In this paper, we have introduced \(\hbox {PSL}^Q\), the first SRL framework that supports reasoning with soft quantifiers, such as “most” and “a few”. \(\hbox {PSL}^Q\) is a powerful and expressive language to model uncertain relational data in an intuitive way. Since this expressivity pushed beyond the capabilities of existing PSL-MPE solvers, we have introduced and implemented new inference and weight learning algorithms that can handle rules with soft quantifiers. We have shown how the higher expressivity of \(\hbox {PSL}^Q\) can lead to better results in practice by extending an existing PSL program for link prediction in social trust networks with rules that contain soft quantifiers. Similarly, we have presented results for both PSL and \(\hbox {PSL}^Q\) programs for user profiling in a social network.
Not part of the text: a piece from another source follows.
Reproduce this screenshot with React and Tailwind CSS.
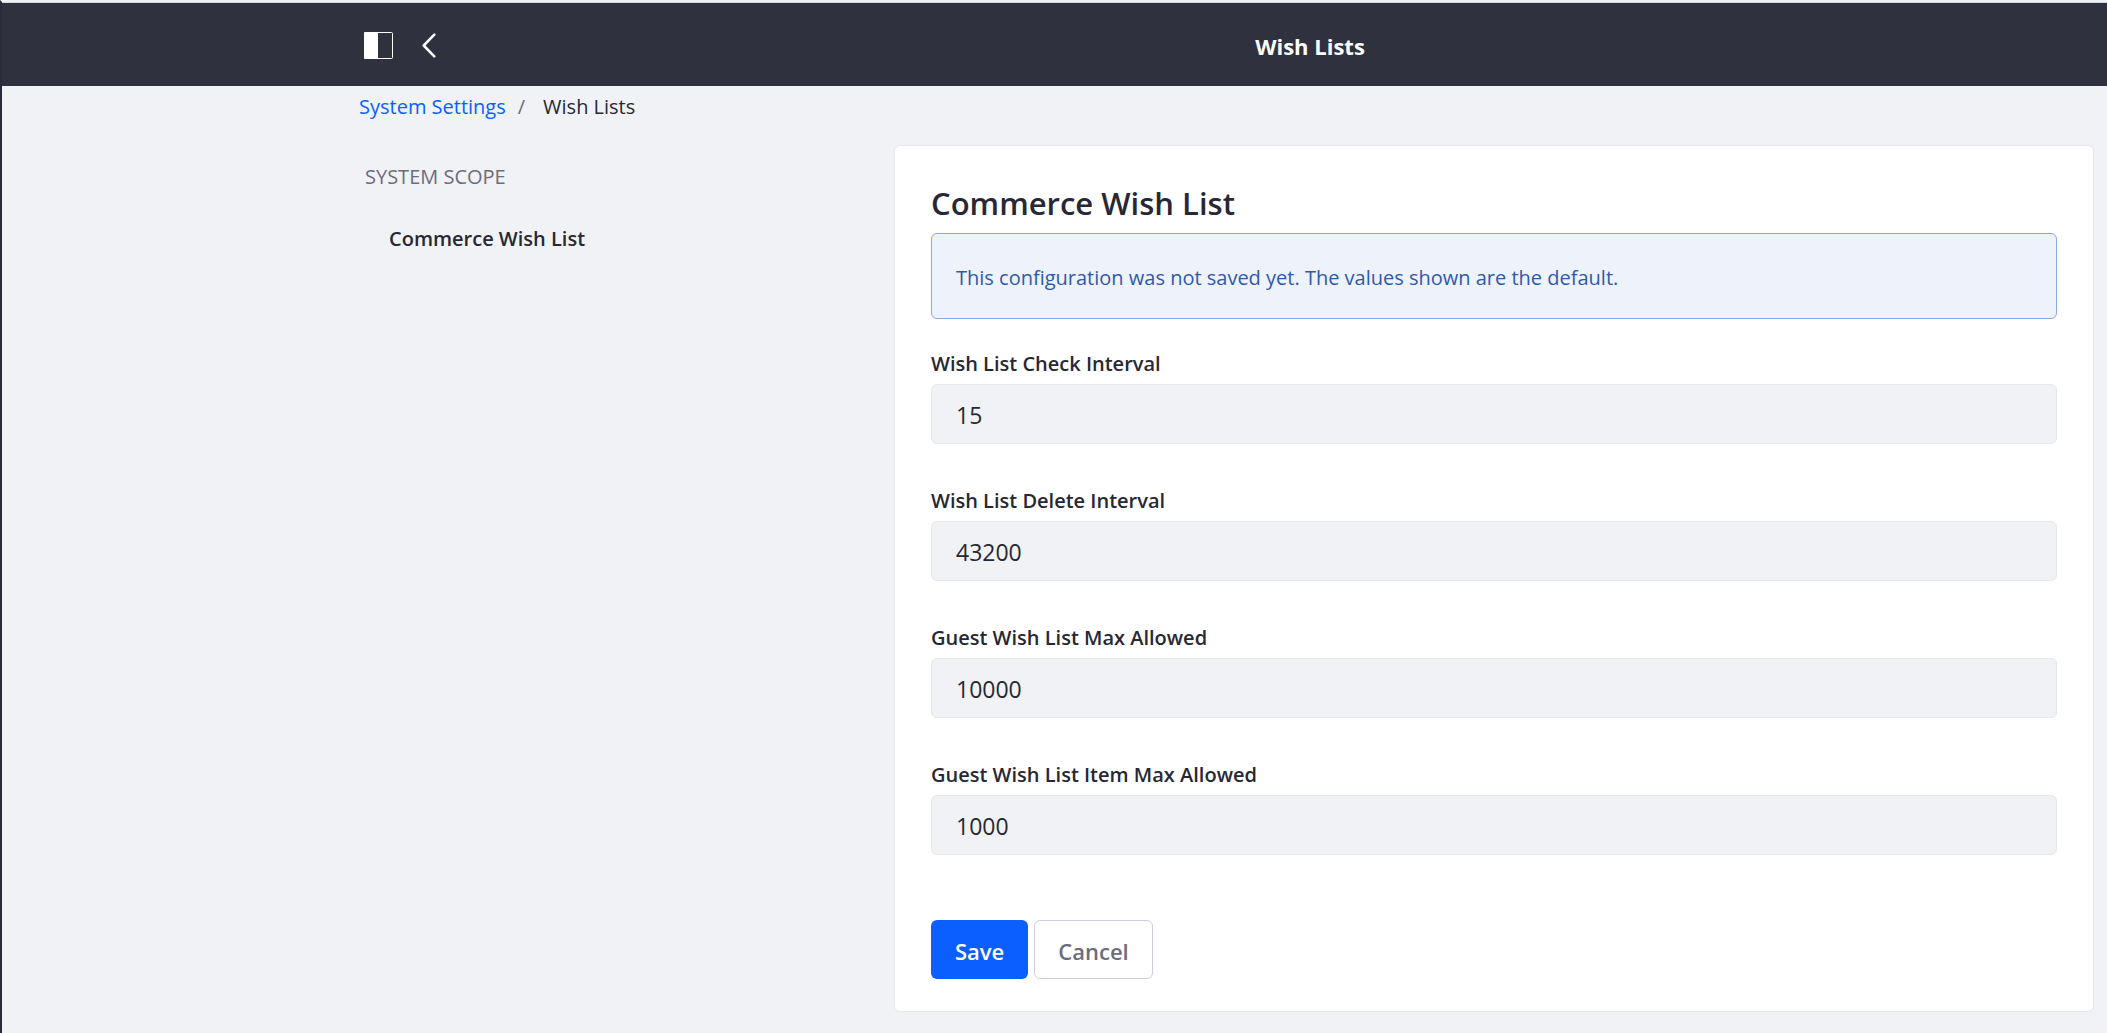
import React from "react";

const fields = [
  { id: "check-interval", label: "Wish List Check Interval", value: "15" },
  { id: "delete-interval", label: "Wish List Delete Interval", value: "43200" },
  { id: "guest-max", label: "Guest Wish List Max Allowed", value: "10000" },
  { id: "guest-item-max", label: "Guest Wish List Item Max Allowed", value: "1000" },
];

function PanelIcon() {
  return (
    <svg width="29" height="27" viewBox="0 0 29 27" aria-hidden="true">
      <rect x="0.5" y="0.5" width="28" height="26" rx="1" fill="none" stroke="#fff" />
      <path d="M1 0h13v27H1a1 1 0 0 1-1-1V1a1 1 0 0 1 1-1z" fill="#fff" />
    </svg>
  );
}

function BackIcon() {
  return (
    <svg width="14" height="25" viewBox="0 0 14 25" fill="none" stroke="#fff" strokeWidth="2.5" strokeLinecap="round" strokeLinejoin="round" aria-hidden="true">
      <path d="M12.3 1.7 1.7 12.5l10.6 10.8" />
    </svg>
  );
}

function Header() {
  return (
    <header className="flex h-[84px] items-center border-t border-[#d8d8dc] bg-[#30313f] pt-0.5 pl-[362px] text-white">
      <div className="flex w-[149px] shrink-0 items-center gap-[29px]">
        <button type="button" aria-label="Toggle product menu">
          <PanelIcon />
        </button>
        <button type="button" aria-label="Back">
          <BackIcon />
        </button>
      </div>
      <h1 className="flex-1 text-center text-[22px] leading-8 font-bold">Wish Lists</h1>
    </header>
  );
}

function Field({ id, label, value }) {
  return (
    <div>
      <label htmlFor={id} className="block pb-1 text-[20px] leading-8 font-semibold">
        {label}
      </label>
      <input
        id={id}
        type="text"
        defaultValue={value}
        className="block h-[60px] w-full rounded-md border border-[#e7e7ed] bg-[#f1f2f5] px-6 pt-0.5 text-[23px]"
      />
    </div>
  );
}

export default function App() {
  return (
    <div className="min-h-screen border-t-2 border-l-2 border-t-[#f1f2f5] border-l-[#2b2a3d] bg-[#f1f2f5] font-['Open_Sans','Noto_Sans',sans-serif] text-[#272833]">
      <Header />
      <nav aria-label="Breadcrumb" className="pt-[5px] pl-[357px]">
        <ol className="flex text-[20px] leading-8">
          <li>
            <a href="#settings" className="text-[#0b5fff]">System Settings</a>
          </li>
          <li aria-hidden="true" className="pr-[18px] pl-3 text-[#6b6c7e]">/</li>
          <li aria-current="page">Wish Lists</li>
        </ol>
      </nav>
      <div className="grid grid-cols-[529fr_1200fr] pt-[22px] pr-[13px] pb-5 pl-[363px]">
        <aside className="pt-4">
          <h2 className="text-[20px] leading-8 text-[#6b6c7e]">SYSTEM SCOPE</h2>
          <a href="#wish-list" className="mt-[30px] ml-6 block text-[20px] leading-8 font-semibold">
            Commerce Wish List
          </a>
        </aside>
        <main className="rounded-md border border-[#e7e7ed] bg-white px-9 pt-[37px] pb-8">
          <h2 className="text-[31px] leading-10 font-semibold">Commerce Wish List</h2>
          <div role="status" className="mt-[10px] rounded-md border border-[#89a7e0] bg-[#eef2fa] px-6 pt-7 pb-6 text-[20px] leading-8 text-[#2e5aac]">
            This configuration was not saved yet. The values shown are the default.
          </div>
          <form onSubmit={(event) => event.preventDefault()}>
            <div className="mt-[29px] flex flex-col gap-[41px]">
              {fields.map((field) => (
                <Field key={field.id} {...field} />
              ))}
            </div>
            <div className="mt-[65px] flex gap-1.5">
              <button type="submit" className="h-[59px] rounded-md bg-[#0b5fff] px-6 pt-1 text-[22px] font-semibold text-white">
                Save
              </button>
              <button type="button" className="h-[59px] rounded-md border border-[#cdced9] bg-white px-[23px] pt-1 text-[22px] font-semibold text-[#6b6c7e]">
                Cancel
              </button>
            </div>
          </form>
        </main>
      </div>
    </div>
  );
}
We have presented the effects of using different interpretations of soft quantifiers in both applications. As a next step, we want to include an automatic way of learning the best interpretation for each quantifier expression in a \(\hbox {PSL}^Q\) program. Besides trust link prediction and user profiling, many other applications could benefit from the use of soft quantifiers. Exploring the effects of using soft quantifiers in \(\hbox {PSL}^Q\) programs for various applications in different domains is therefore another promising research direction. Furthermore, in addition to the approach of Zadeh that we have used in this paper, other approaches for soft quantifiers have been proposed (Delgado et al. 2014), most notably Yager’s OWA-operators (Yager 1988); we plan to investigate them in our future work.